Copy all lines holding the word "that" from the entries.

= Data to process =
* start *

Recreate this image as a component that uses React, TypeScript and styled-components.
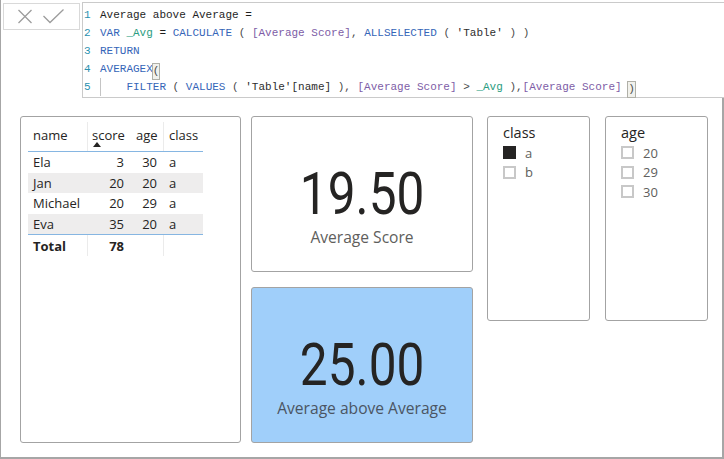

* end *
* start *

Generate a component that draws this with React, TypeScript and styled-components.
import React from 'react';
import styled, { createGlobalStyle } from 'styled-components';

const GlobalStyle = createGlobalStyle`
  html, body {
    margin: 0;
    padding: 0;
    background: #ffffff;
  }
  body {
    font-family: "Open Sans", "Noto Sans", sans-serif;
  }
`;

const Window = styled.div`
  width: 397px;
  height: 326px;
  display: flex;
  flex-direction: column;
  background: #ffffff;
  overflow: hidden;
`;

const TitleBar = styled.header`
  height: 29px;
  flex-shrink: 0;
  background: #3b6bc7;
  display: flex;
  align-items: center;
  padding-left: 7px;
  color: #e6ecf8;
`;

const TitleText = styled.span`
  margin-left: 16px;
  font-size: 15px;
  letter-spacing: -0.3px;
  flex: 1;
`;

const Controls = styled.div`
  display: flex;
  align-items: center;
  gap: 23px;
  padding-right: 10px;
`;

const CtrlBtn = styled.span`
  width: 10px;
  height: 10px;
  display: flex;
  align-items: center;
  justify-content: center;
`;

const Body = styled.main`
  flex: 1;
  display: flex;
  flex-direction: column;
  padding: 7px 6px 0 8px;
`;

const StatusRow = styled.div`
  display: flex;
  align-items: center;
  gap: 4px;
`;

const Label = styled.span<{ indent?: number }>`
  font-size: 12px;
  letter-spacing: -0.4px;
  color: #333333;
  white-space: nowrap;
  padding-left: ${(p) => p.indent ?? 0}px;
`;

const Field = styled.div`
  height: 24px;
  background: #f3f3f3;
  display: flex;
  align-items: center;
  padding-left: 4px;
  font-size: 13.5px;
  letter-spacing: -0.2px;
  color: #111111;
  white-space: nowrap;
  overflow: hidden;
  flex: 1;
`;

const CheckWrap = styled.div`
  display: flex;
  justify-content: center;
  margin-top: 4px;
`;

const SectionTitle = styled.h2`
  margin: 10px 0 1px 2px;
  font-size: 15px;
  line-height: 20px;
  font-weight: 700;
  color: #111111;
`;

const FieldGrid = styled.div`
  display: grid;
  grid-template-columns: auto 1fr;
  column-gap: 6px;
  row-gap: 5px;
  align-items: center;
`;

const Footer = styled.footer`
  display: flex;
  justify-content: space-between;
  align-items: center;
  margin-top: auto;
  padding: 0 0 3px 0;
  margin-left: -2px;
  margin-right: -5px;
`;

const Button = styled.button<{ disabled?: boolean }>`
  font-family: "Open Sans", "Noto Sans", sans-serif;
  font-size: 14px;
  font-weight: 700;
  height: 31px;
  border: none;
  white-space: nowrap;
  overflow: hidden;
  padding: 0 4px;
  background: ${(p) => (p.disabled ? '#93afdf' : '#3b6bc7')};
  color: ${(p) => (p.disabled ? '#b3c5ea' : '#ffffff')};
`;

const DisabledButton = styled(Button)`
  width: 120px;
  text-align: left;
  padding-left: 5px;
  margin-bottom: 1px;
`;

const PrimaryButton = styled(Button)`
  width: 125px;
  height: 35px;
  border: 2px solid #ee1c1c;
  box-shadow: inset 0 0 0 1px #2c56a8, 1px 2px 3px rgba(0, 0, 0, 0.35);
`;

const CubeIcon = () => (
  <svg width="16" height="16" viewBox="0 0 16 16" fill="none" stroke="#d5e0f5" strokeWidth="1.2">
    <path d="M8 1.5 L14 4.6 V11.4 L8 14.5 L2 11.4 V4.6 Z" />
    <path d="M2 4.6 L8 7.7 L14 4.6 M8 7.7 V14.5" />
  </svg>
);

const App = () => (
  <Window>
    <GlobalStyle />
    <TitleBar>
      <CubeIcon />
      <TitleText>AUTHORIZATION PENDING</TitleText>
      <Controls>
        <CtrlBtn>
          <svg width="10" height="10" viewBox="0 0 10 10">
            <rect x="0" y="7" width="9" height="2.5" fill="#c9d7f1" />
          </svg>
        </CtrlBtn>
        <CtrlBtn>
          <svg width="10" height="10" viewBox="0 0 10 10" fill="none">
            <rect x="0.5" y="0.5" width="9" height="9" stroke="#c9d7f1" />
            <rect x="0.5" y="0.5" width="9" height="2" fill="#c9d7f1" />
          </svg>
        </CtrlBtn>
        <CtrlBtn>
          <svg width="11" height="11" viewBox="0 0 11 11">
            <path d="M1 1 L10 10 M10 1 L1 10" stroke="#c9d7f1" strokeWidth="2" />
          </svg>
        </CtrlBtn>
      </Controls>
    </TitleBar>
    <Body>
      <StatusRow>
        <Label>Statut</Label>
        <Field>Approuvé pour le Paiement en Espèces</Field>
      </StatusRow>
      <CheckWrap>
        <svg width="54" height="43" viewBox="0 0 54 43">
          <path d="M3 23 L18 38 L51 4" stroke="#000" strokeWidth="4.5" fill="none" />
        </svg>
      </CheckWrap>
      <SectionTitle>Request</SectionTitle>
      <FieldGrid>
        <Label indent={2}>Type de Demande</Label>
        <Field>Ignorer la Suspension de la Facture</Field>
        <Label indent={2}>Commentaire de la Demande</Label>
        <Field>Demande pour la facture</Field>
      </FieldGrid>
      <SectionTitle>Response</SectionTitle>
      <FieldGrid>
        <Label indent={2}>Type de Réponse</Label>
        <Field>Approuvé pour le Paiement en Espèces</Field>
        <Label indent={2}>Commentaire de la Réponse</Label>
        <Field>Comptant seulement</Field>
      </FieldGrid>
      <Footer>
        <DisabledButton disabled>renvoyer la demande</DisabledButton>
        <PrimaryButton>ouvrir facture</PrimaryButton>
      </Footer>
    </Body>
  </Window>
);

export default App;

* end *

= Response to the exercise =
Recreate this image as a component that uses React, TypeScript and styled-components.
Generate a component that draws this with React, TypeScript and styled-components.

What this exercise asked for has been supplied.